Building Givz: From Investment Banking to Purpose-Driven SaaS
Leading a double life can spark unexpected innovation. In a recent episode of Category Visionaries, Andrew Forman revealed how straddling the worlds of investment banking and nonprofits led to creating Givz, a platform revolutionizing how brands approach discounts and charitable giving.
The Banker with a Mission “I’m a bit of enigma to some people,” Andrew explains, “because I did six years of investment banking while at the same time doing five years of running my own nonprofit and being the treasurer of a nonprofit. I kind of had these two yin and yang things, the work that paid the bills and then the nonprofit that gave me a bit of more meaning in my life.”

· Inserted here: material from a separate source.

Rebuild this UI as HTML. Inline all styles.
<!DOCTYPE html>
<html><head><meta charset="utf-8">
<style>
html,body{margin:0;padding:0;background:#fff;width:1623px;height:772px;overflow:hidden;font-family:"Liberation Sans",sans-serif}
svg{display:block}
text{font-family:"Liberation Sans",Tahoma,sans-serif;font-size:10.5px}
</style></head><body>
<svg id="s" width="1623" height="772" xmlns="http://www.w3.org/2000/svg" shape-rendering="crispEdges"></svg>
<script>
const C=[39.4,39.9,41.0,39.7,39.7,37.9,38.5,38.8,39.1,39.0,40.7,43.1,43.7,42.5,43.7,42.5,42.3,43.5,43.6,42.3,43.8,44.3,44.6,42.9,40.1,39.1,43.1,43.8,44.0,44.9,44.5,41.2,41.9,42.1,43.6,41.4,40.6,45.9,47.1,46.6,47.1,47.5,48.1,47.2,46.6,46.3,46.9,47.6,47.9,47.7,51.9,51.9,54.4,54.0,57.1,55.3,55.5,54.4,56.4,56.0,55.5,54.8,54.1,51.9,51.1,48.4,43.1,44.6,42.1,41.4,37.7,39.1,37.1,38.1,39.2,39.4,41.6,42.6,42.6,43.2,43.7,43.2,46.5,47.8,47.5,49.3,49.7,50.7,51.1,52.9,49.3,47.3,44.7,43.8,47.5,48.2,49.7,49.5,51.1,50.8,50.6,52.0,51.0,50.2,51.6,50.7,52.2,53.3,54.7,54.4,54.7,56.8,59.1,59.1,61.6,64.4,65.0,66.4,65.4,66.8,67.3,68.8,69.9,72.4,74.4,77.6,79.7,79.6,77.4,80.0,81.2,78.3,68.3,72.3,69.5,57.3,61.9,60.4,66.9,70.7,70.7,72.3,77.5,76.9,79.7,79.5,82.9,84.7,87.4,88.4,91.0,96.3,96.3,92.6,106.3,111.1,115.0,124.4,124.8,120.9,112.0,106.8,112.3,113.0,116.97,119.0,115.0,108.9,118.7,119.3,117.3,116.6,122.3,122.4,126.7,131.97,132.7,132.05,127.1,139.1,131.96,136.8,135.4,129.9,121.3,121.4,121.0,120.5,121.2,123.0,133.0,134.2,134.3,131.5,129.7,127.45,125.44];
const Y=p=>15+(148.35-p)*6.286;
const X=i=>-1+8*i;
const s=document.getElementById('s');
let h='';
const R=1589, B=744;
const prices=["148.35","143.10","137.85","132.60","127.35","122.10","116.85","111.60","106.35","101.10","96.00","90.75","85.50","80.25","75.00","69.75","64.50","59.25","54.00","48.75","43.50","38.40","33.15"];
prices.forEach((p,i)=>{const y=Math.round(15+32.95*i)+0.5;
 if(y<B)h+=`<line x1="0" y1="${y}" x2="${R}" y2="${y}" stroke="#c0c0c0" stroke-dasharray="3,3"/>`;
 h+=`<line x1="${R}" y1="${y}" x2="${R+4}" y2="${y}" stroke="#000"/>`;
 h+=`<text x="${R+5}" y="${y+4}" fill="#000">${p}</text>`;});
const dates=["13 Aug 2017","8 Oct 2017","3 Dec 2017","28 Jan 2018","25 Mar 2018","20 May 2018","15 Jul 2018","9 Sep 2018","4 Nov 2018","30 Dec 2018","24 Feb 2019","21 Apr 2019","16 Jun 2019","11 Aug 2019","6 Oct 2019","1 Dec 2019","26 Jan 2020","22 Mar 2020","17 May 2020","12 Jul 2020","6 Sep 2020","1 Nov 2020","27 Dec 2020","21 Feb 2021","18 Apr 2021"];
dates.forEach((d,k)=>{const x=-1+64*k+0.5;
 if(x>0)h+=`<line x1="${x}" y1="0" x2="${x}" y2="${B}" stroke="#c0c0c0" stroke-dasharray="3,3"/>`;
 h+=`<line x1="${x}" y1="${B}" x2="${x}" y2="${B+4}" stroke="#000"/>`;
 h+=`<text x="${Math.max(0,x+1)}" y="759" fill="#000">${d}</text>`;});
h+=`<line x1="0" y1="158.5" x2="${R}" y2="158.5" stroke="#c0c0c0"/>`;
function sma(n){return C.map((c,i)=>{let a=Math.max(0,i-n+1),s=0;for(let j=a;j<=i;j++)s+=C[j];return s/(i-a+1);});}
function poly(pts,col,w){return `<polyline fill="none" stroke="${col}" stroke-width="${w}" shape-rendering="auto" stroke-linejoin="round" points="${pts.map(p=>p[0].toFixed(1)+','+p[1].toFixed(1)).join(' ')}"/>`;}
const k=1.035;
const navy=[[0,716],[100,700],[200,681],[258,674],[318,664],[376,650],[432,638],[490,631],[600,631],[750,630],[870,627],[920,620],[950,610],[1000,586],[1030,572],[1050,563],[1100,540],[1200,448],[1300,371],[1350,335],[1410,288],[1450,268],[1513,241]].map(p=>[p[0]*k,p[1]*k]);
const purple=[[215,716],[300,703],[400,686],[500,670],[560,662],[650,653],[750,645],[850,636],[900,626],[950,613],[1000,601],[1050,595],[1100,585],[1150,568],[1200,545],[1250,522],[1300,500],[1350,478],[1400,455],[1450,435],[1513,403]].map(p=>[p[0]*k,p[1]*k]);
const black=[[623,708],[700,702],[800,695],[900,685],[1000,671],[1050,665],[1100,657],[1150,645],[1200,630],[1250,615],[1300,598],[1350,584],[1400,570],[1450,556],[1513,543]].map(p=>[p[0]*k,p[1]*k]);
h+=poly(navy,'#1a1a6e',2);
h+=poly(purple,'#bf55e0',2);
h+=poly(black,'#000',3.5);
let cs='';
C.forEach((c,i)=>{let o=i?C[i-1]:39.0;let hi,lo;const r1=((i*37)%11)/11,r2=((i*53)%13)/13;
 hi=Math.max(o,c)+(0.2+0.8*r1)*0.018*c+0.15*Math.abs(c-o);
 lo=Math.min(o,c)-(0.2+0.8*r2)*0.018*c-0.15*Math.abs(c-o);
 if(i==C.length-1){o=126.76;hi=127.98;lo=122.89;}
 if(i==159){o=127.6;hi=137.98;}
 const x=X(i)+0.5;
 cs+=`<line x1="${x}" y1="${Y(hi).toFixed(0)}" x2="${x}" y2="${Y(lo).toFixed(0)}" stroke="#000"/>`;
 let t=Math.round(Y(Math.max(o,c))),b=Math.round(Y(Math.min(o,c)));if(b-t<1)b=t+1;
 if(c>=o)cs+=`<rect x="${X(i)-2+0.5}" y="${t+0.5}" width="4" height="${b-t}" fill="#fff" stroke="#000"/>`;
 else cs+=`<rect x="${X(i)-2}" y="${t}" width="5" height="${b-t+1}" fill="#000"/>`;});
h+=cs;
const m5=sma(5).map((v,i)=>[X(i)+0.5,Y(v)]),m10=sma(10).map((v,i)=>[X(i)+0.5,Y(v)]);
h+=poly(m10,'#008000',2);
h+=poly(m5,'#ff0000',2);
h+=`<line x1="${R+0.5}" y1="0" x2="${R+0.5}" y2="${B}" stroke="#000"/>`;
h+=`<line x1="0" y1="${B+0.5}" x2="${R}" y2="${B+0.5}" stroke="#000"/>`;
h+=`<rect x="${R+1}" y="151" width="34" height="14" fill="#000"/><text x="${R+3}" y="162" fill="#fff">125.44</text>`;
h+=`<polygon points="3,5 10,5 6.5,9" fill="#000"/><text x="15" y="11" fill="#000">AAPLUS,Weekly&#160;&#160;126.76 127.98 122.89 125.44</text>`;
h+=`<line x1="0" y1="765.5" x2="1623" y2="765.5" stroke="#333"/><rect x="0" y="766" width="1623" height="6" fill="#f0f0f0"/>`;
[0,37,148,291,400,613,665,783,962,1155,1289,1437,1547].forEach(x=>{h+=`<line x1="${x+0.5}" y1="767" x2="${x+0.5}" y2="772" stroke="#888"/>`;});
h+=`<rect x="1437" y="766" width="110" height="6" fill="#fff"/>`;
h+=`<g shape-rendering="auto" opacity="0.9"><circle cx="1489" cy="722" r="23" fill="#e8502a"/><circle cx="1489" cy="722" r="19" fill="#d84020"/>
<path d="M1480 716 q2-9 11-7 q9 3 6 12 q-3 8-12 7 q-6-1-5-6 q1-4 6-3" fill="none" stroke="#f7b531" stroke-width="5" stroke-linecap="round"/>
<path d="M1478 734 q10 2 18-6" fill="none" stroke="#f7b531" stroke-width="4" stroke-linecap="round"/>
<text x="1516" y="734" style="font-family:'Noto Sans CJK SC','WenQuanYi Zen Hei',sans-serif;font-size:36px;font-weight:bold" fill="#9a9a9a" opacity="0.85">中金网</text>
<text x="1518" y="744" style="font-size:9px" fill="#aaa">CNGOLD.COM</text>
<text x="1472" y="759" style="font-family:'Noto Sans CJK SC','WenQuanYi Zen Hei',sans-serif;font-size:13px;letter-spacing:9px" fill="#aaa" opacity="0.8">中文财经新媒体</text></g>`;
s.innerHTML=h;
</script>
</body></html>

This dual perspective revealed a crucial insight: brands and nonprofits struggled to work together effectively, but solving that problem required more than just technical solutions.
The First Pivot After leaving banking for Harvard Business School, Andrew aimed to bridge the gap between commerce and giving. But the original vision faced challenges. Reading Ben Horowitz’s “The Hard Thing About Hard Things” proved invaluable during this period. As Andrew notes, “Being a Founder is just really hard and you have to make incredibly tough decisions that you frankly don’t want to make, but you know, are right in your gut.”
Finding Product-Market Fit The breakthrough came through H&M’s Pride Month initiative. After facing backlash for pre-selecting charities, the retail giant needed a better way to handle charitable giving. This led to Givz’s current model: letting customers choose where donations go while driving business results.
Scaling Beyond Retail Success with H&M opened new possibilities. “We really haven’t found a sector that doesn’t work yet,” Andrew shares. From pet supplies to CBD brands, the model proved effective across verticals. More importantly, it demonstrated consistent business impact: “Average order value goes from 67 to 84 within a couple of weeks and it stays there for the rest of the year.”
Building for the Future Rather than limiting themselves to retail, Givz is expanding into broader behavioral incentives. “We’re already extending outside of Ecommerce into brick and mortar, but also into incentivizing anybody to do anything,” Andrew explains. Their API-first approach positions them to become “the fabric that basically powers the future of this giving economy.”
Key Lessons for Founders
- Personal experience across industries can reveal unique opportunities
- Initial vision may need significant pivoting to find product-market fit
- Solving acute enterprise pain points can unlock broader market potential
- Focus on business impact while maintaining mission alignment
- Build infrastructure that enables expansion beyond initial use cases
For B2B founders, Givz’s journey shows how combining industry expertise with social impact can create compelling enterprise solutions. The key is remaining flexible enough to evolve while staying true to your core mission.